Exercise instructions: Look through the material below, count the lines containing the word "React", and state only the count.
─── Recorded data ───
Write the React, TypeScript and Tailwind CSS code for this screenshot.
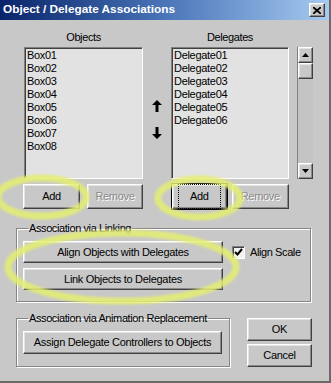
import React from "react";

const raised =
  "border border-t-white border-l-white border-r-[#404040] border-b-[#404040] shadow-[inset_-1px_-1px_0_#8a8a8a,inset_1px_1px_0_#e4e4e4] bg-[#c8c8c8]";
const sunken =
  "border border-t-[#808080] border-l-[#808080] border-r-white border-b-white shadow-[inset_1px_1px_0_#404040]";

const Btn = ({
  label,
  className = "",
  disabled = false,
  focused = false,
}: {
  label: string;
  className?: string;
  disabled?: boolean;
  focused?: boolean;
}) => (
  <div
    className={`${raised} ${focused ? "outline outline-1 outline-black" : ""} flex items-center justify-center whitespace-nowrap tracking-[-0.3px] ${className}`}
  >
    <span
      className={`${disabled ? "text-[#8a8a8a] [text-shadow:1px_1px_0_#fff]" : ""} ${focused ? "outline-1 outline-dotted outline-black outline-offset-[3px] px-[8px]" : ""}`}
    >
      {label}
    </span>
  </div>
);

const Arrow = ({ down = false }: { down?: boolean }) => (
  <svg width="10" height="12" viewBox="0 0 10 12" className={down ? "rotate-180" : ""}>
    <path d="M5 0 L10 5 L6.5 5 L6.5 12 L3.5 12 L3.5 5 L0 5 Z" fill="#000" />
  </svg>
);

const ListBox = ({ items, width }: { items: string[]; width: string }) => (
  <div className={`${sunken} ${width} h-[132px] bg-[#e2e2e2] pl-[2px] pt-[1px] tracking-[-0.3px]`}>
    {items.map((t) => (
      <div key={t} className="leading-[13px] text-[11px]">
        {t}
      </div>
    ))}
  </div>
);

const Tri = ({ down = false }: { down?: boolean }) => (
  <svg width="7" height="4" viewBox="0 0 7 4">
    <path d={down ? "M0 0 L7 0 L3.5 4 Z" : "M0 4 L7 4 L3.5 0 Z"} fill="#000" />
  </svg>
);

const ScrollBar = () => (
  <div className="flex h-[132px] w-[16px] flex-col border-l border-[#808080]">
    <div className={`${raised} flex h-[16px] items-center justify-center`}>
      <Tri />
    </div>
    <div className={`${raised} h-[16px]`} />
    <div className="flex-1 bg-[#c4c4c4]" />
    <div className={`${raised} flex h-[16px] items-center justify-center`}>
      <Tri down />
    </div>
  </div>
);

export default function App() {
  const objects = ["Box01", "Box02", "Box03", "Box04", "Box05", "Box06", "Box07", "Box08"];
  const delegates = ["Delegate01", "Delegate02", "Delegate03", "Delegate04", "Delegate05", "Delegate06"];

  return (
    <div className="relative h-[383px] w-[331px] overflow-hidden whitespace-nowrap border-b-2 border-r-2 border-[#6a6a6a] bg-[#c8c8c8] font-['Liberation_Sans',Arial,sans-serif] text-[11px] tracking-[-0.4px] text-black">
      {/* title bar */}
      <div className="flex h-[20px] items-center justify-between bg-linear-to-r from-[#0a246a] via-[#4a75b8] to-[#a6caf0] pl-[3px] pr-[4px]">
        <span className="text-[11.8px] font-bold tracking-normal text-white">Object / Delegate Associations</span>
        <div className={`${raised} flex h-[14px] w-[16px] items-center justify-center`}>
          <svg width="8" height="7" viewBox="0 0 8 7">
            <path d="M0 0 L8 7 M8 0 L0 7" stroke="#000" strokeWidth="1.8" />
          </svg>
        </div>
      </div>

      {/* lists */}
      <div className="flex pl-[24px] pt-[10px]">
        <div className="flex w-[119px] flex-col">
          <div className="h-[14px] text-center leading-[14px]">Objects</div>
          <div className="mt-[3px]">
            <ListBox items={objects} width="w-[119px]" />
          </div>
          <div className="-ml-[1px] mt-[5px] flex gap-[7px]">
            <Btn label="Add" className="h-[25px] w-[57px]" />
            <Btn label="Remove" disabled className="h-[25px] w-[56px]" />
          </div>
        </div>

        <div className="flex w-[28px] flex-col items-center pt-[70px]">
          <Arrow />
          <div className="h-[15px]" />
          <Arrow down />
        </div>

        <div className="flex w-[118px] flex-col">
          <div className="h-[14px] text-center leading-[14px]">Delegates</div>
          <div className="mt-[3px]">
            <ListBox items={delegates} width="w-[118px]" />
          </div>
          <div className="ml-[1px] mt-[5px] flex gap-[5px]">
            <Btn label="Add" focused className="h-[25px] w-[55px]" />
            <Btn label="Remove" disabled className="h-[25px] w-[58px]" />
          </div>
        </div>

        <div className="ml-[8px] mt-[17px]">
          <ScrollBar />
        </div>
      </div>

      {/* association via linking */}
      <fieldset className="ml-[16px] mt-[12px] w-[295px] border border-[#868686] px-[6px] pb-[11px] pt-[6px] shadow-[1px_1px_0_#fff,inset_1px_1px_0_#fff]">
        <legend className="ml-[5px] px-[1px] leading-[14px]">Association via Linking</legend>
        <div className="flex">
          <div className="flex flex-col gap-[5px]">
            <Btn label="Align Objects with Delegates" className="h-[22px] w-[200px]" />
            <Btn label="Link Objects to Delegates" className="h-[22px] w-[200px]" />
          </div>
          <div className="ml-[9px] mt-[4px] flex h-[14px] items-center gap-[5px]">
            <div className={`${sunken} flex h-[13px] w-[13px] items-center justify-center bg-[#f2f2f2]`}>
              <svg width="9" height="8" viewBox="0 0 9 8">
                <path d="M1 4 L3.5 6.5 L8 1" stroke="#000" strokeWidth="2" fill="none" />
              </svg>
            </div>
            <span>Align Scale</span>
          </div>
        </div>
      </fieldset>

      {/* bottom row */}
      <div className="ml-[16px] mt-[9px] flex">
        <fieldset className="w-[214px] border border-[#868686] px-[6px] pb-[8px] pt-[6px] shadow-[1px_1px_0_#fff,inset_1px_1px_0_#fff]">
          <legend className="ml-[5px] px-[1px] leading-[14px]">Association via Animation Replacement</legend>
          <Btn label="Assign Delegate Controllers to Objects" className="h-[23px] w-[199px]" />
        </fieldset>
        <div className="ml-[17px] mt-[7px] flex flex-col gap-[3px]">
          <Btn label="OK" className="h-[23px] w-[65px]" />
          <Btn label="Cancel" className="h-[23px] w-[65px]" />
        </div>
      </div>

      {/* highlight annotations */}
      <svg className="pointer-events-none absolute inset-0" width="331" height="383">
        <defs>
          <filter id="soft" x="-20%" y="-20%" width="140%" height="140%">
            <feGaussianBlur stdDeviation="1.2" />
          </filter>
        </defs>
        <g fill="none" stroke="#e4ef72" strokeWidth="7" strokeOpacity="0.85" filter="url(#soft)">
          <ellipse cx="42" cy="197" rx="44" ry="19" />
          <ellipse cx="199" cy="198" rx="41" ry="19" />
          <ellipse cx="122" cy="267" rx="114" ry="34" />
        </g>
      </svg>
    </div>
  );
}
───
Correct result: 2